VIDEO: Viceroy of Haiti, UN’s Edmond Mulet, Interferes with Candidates and Threatens Departure of MINUSTAH if Election Invalidated!

Posted on December 3, 2010

8


So what’s up with this creepy, Vincent Price-like diplomat from Guatemala, Edmond Mulet, who is interfering so confidently in the Haitian election?  An Al Jazeera report by Sebastian Walker which aired last night, reveals that Mulet contacted two candidates, Mirlande Manigat and Michel Martelly, on the same day earlier this week and told each one that they were “ahead” in the vote count.  If you recall, on election day, 12 of the 18 presidential candidates, including Manigat and Martelly, held a press conference calling for the invalidation of the election due to massive fraud.  With two-thirds of the presidential candidates calling for the plug to be pulled on the election, Mulet was in a pickle.  His calls to Manigat and Martelly were designed to appeal to their political ambition so that they would break with the ten others and support a continuation of the vote count.  And this is just what happened.  Following is the Al Jazeera report by Sebastian Walker:

And, today, the media is reporting that Mulet threatened to withdraw MINUSTAH, the UN peacekeeping operation, from Haiti if the “people’s will is not respected” by validating what can only be described as a theatre of the absurd election held on November 28.  Mulet is often given to dramatic expression of his opinion in interviews, but he is walking on thin ice by threatening to remove MINUSTAH from the country– last I heard, it is still the UN Security Council who decides when the peacekeepers leave.

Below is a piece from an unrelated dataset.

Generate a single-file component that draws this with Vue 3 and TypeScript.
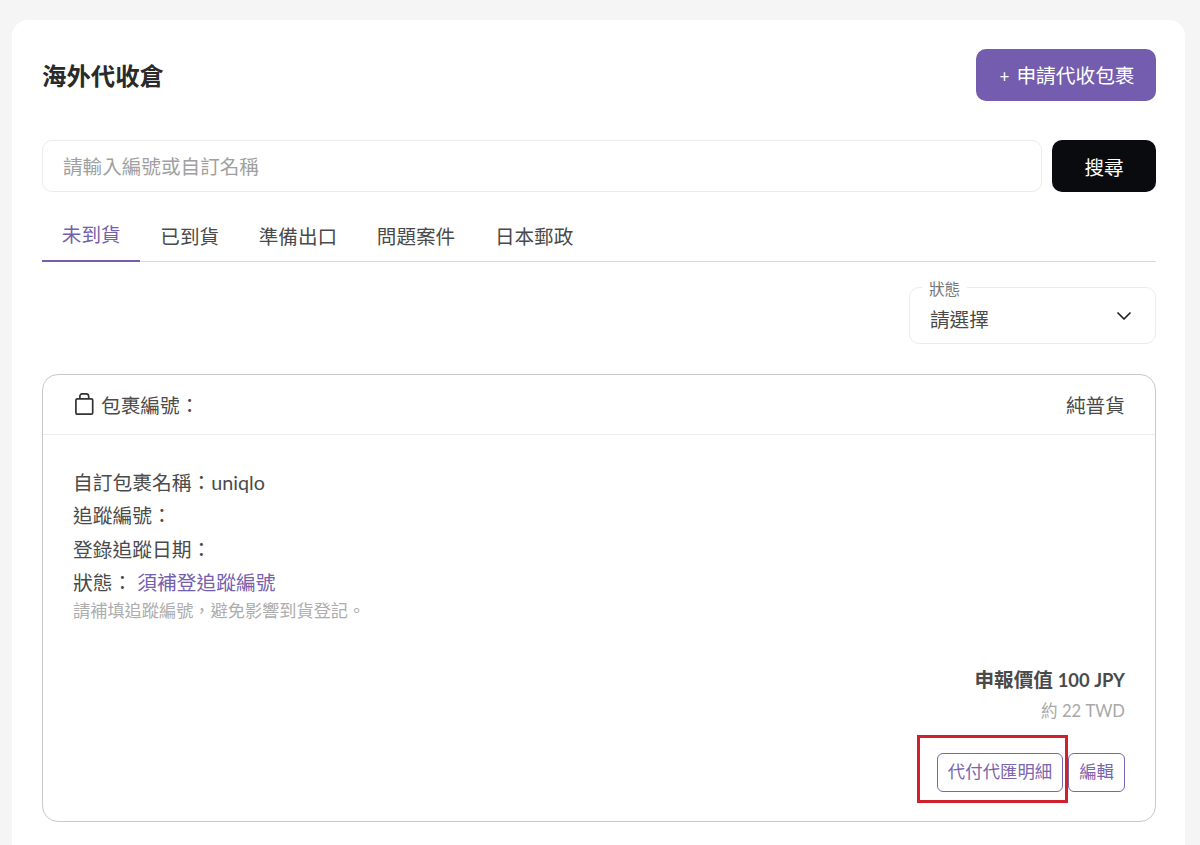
<script setup lang="ts">
const tabs = ['未到貨', '已到貨', '準備出口', '問題案件', '日本郵政']
</script>

<template>
  <div class="page">
    <main class="panel">
      <header class="top">
        <h1>海外代收倉</h1>
        <button class="apply"><span class="plus">+</span> 申請代收包裹</button>
      </header>

      <div class="search">
        <input class="search-input" placeholder="請輸入編號或自訂名稱" />
        <button class="search-btn">搜尋</button>
      </div>

      <nav class="tabs">
        <div v-for="(t, i) in tabs" :key="t" class="tab" :class="{ active: i === 0 }">{{ t }}</div>
      </nav>

      <div class="filter">
        <div class="select">
          <span class="select-label">狀態</span>
          <span class="select-value">請選擇</span>
          <svg class="chevron" width="16" height="10" viewBox="0 0 16 10" fill="none">
            <path d="M2 2l6 6 6-6" stroke="#222" stroke-width="1.7" stroke-linecap="round" stroke-linejoin="round" />
          </svg>
        </div>
      </div>

      <section class="parcel">
        <div class="parcel-head">
          <div class="parcel-id">
            <svg width="21" height="24" viewBox="0 0 21 24" fill="none">
              <rect x="1.9" y="5.8" width="16.8" height="15.4" rx="1.4" stroke="#333" stroke-width="1.7" />
              <path d="M5.9 6V3.2A2.4 2.4 0 0 1 8.3.8h4a2.4 2.4 0 0 1 2.4 2.4V6" stroke="#333" stroke-width="1.7" />
            </svg>
            <span>包裹編號：</span>
          </div>
          <span class="kind">純普貨</span>
        </div>
        <div class="parcel-body">
          <div class="info">
            <p>自訂包裹名稱：uniqlo</p>
            <p>追蹤編號：</p>
            <p>登錄追蹤日期：</p>
            <p>狀態： <span class="status">須補登追蹤編號</span></p>
          </div>
          <p class="hint">請補填追蹤編號，避免影響到貨登記。</p>
          <div class="price">
            <div class="declared">申報價值 <span class="amount">100 JPY</span></div>
            <div class="approx">約 22 TWD</div>
          </div>
          <div class="actions">
            <button class="outline detail">代付代匯明細<span class="marker"></span></button>
            <button class="outline">編輯</button>
          </div>
        </div>
      </section>
    </main>
  </div>
</template>

<style>
html, body { margin: 0; background: #f5f5f5; overflow: hidden; }
</style>

<style scoped>
.page {
  height: 845px;
  box-sizing: border-box;
  padding: 20px 15px 0 12px;
  overflow: hidden;
  font-family: "Lato", "Noto Sans CJK TC", sans-serif;
  color: #333;
}
.panel {
  background: #fff;
  border-radius: 16px 16px 0 0;
  height: 825px;
  box-sizing: border-box;
  padding: 29px 29px 0 30px;
}
.top { display: flex; justify-content: space-between; align-items: center; height: 52px; }
h1 { margin: 0; padding-top: 2px; font-size: 24.4px; line-height: 32px; font-weight: 700; color: #2a2a2a; }
button { font-family: inherit; cursor: pointer; }
.apply {
  width: 180px; height: 52px; border: 0; border-radius: 10px;
  background: #745cae; color: #fff; font-size: 19.7px; line-height: 28px; padding: 3px 0 0 2px;
}
.plus { font-size: 17px; margin-right: 2px; }
.search { display: flex; gap: 10px; margin-top: 39px; }
.search-input {
  flex: 1; min-width: 0; height: 52px; box-sizing: border-box;
  border: 1px solid #ececec; border-radius: 10px; padding: 0 21px 0 20px;
  font-family: inherit; font-size: 19.6px; color: #333; outline: none;
}
.search-input::placeholder { color: #a0a0a0; opacity: 1; }
.search-btn {
  width: 104px; height: 52px; border: 0; border-radius: 10px;
  background: #0a0b0e; color: #fff; font-size: 19.6px; padding: 0;
}
.tabs { display: flex; margin-top: 18px; border-bottom: 1px solid #d9d9d9; height: 51px; }
.tab {
  padding: 2px 19.85px 0; font-size: 19.6px; line-height: 49px; height: 51px; color: #4a4a4a; white-space: nowrap;
  box-sizing: border-box;
}
.tab.active { color: #7560ad; border-bottom: 2px solid #745cae; height: 52px; line-height: 46px; }
.filter { display: flex; justify-content: flex-end; margin-top: 25px; }
.select {
  position: relative; width: 247px; height: 57px; box-sizing: border-box;
  border: 1px solid #ececec; border-radius: 10px;
  display: flex; align-items: center; justify-content: space-between;
  padding: 9px 23px 0 20px;
}
.select-label {
  position: absolute; top: -9px; left: 12px; padding: 0 7px; background: #fff;
  font-size: 15.6px; line-height: 20px; color: #777;
}
.select-value { font-size: 19.6px; line-height: 28px; color: #4a4a4a; }
.chevron { margin-top: -9px; }
.parcel {
  margin-top: 30px; height: 448px; box-sizing: border-box;
  border: 1px solid #c9c9c9; border-radius: 16px;
}
.parcel-head {
  height: 60px; box-sizing: border-box; border-bottom: 1px solid #ececec;
  display: flex; align-items: center; justify-content: space-between; padding: 0 30px 0 31px;
  font-size: 19.7px; color: #4a4a4a;
}
.parcel-id { display: flex; align-items: center; gap: 6px; }
.parcel-body { padding: 31px 30px 0; color: #4a4a4a; position: relative; }
.info p { margin: 0; font-size: 19.75px; line-height: 33.4px; }
.status { color: #7560ad; }
.hint { margin: 0; font-size: 17.2px; line-height: 22px; color: #adadad; }
.price { margin-top: 44px; text-align: right; }
.declared { font-size: 19.6px; line-height: 28px; font-weight: 700; color: #4a4a4a; }
.amount { font-size: 18.4px; }
.approx { margin-top: 5px; font-size: 16.6px; line-height: 24px; color: #a8a8a8; }
.actions { display: flex; justify-content: flex-end; gap: 5px; margin-top: 30px; }
.outline {
  height: 39px; box-sizing: border-box; border: 1px solid #7a65ae; border-radius: 6px; background: #fff;
  color: #7a65ae; font-size: 17.4px; line-height: 24px; padding: 0 10px; white-space: nowrap;
}
.detail { position: relative; }
.marker {
  position: absolute; left: -21px; top: -19px; width: 151px; height: 68px; box-sizing: border-box;
  border: 3px solid #d3202f; pointer-events: none;
}
</style>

Within the last few days, more and more Haitians have hit the streets to demand that the election be invalidated and seem steadfast in not having the international community cram it down their throats.  

Just a few minutes ago, a news article quotes Haiti’s ambassador to the UN Leo Meores as saying, “We are moving forward in terms of a democratic tranistion of power.”  Yet, Ban ki-moon stated, “The irregularities now seem more serious than we initially thought.”  Stay tuned.

Below is the article about Mulet’s threatening to remove MINUSTAH from Haiti:

UN threatens to leave Haiti if vote results ignored

Twelve of the 18 presidential contenders are demanding that the election results be annulled after a campaign marred by violence and fraud. -AFP

Fri, Dec 03, 2010
AFP

PORT-AU-PRINCE- The United Nations will leave Haiti and world powers will stop supporting the impoverished nation if the government fails to honor election results, a top UN peacekeeper said Thursday.

“If the people’s decision is respected and recognized by Haiti’s Provisional Electoral Council, there will be no problems and the international community will be engaged in helping the new government face huge challenges,” Edmond Mulet said as the country awaited the outcome of Sunday’s presidential and legislative elections.

But he warned in an interview that “the international community will pull out of Haiti and the country will not benefit from international support and resources if the people’s decision is not respected.”

Twelve of the 18 presidential contenders are demanding that the election results be annulled after a campaign marred by violence and fraud in favor of ruling party candidate Jude Celestin.

“We continue to have faith in the members of the Provisional Electoral Council. We will see whether they are up to the circumstances and whether neither intimidation nor money can make them change their minds,” Mulet said.

Tensions meanwhile simmered in Haiti with its political future hanging in the balance as vote-counting was underway ahead of the expected release of preliminary results on Tuesday.

Protesters renewed charges of vote-rigging and cholera fears led to deadly mob violence while candidates remained split over whether to endorse the outcome. Amid growing tensions, authorities banned public demonstrations demanding President Rene Preval’s ouster.

With the impoverished Caribbean nation in limbo, between 2,000 and 3,000 opposition demonstrators peacefully took to the streets of Port-au-Prince seeking annulment of the vote to determine the successor to Preval.

An unexpected admission from the ruling INITE (UNITY) party that Celestin may have lost the vote has brought hope of a political watershed if the dysfunctional, failing nation is able to manage a relatively peaceful transition of power.

Meanwhile, the stubborn cholera epidemic, which has claimed more than 1,800 lives since mid-October, cast a shadow over the first election since a massive earthquake tore the country apart in January, killing some 250,000 people.

Expressing concern about the post-election crisis, Mulet urged for calm.

“The UN and the international community will never accept that a legitimate Haitian president leaves under pressure from the street. It would be a coup,” he said in responding to the calls for Preval’s removal.

“People have to stop this business of anticipating the departure of an elected president. These precedents in Haiti must stop. An elected government must be replaced by an elected government.”

Haiti has been plagued by dictatorships and political upheaval, and several of its past leaders have fled or been forced into exile, including Jean-Bertrand Aristide, Haiti’s first democratically elected president.

French Ambassador Didier Le Bret echoed Mulet’s concerns, telling Radio Metropole “we cannot demand to depose a legitimately elected authority under the pretext of elections not being completed successfully. It would be a coup.”